Mari Harris, Director at Ipsos South Africa says:

“In spite of the acceptances of the Global Compact on Refugees and the Comprehensive Refugee Response Framework by the UN in 2016, which called for the integration of refugees into their new chosen societies and the enablement of refugees to secure their own futures, these were, like most UN resolutions, not binding on the member states.
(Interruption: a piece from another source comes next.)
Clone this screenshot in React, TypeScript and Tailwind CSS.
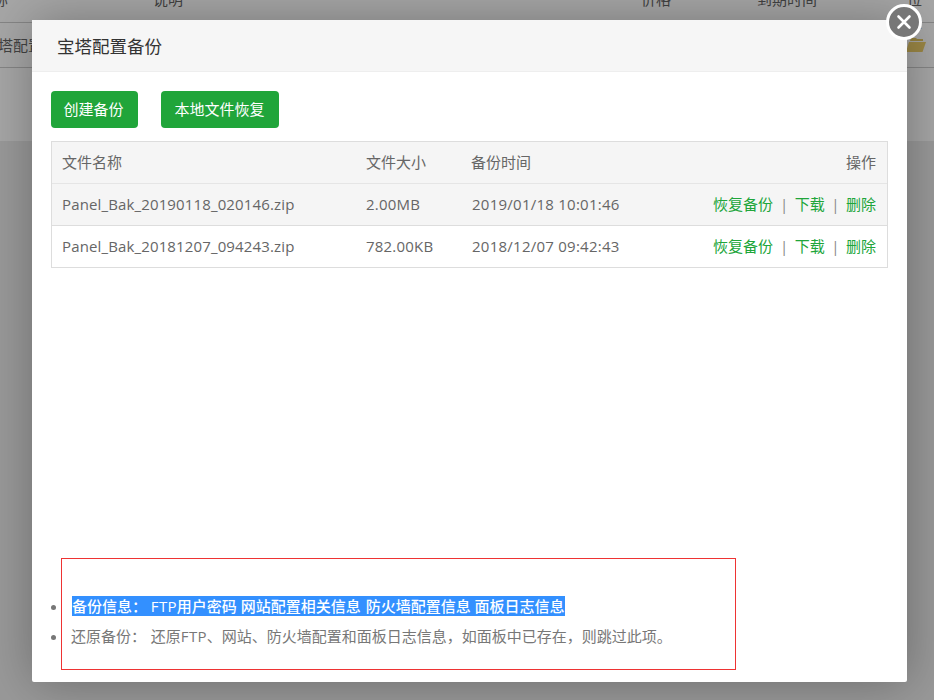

Today, refugees - also those in South Africa - live mainly at the fringes of society, cut off from education, health and employment possibilities. Unless conditions in the countries of origin of refugees are improved so that people no longer experience it as hostile or hopeless and therefore decide to leave, and populations in host countries start seeing the contribution refugees can make to society in a more positive light, this unfortunate situation is bound to be with us for many years to come.”


Technical detail:

  • 17,997 online adults were interviewed in total and fieldwork was conducted from 22 May - 5 June 2020
  • In the US, South Africa, Turkey and Canada adults aged 18-74 were interviewed and aged 16-64 in all other countries.
  • 15 of the 26 countries surveyed online generate nationally representative samples in their countries (Argentina, Australia, Belgium, Canada, France, Germany, Great Britain, Hungary, Italy, Japan, Netherlands, Poland, South Korea, Spain, Sweden, and United States).
  • Brazil, China, Chile, Malaysia, Mexico, Peru, Russia, Serbia, South Africa and Turkey produce a national sample that is more urban & educated, and with higher incomes than their fellow citizens. We refer to these respondents as “Upper Deck Consumer Citizens”. They are not nationally representative of their country.
  • Where results do not sum to 100 or the ‘difference’ appears to be +/-1 more/less than the actual, this may be due to rounding, multiple responses or the exclusion of don't knows or not stated responses.
  • The precision of Ipsos online polls are calculated using a credibility interval with a poll of 1,000 accurate to +/- 3.1 percentage points and of 500 accurate to +/- 4.5 percentage points. For more information on the Ipsos use of credibility intervals, please visit the Ipsos website.
  • Data are weighted to match the profile of the specific populations covered.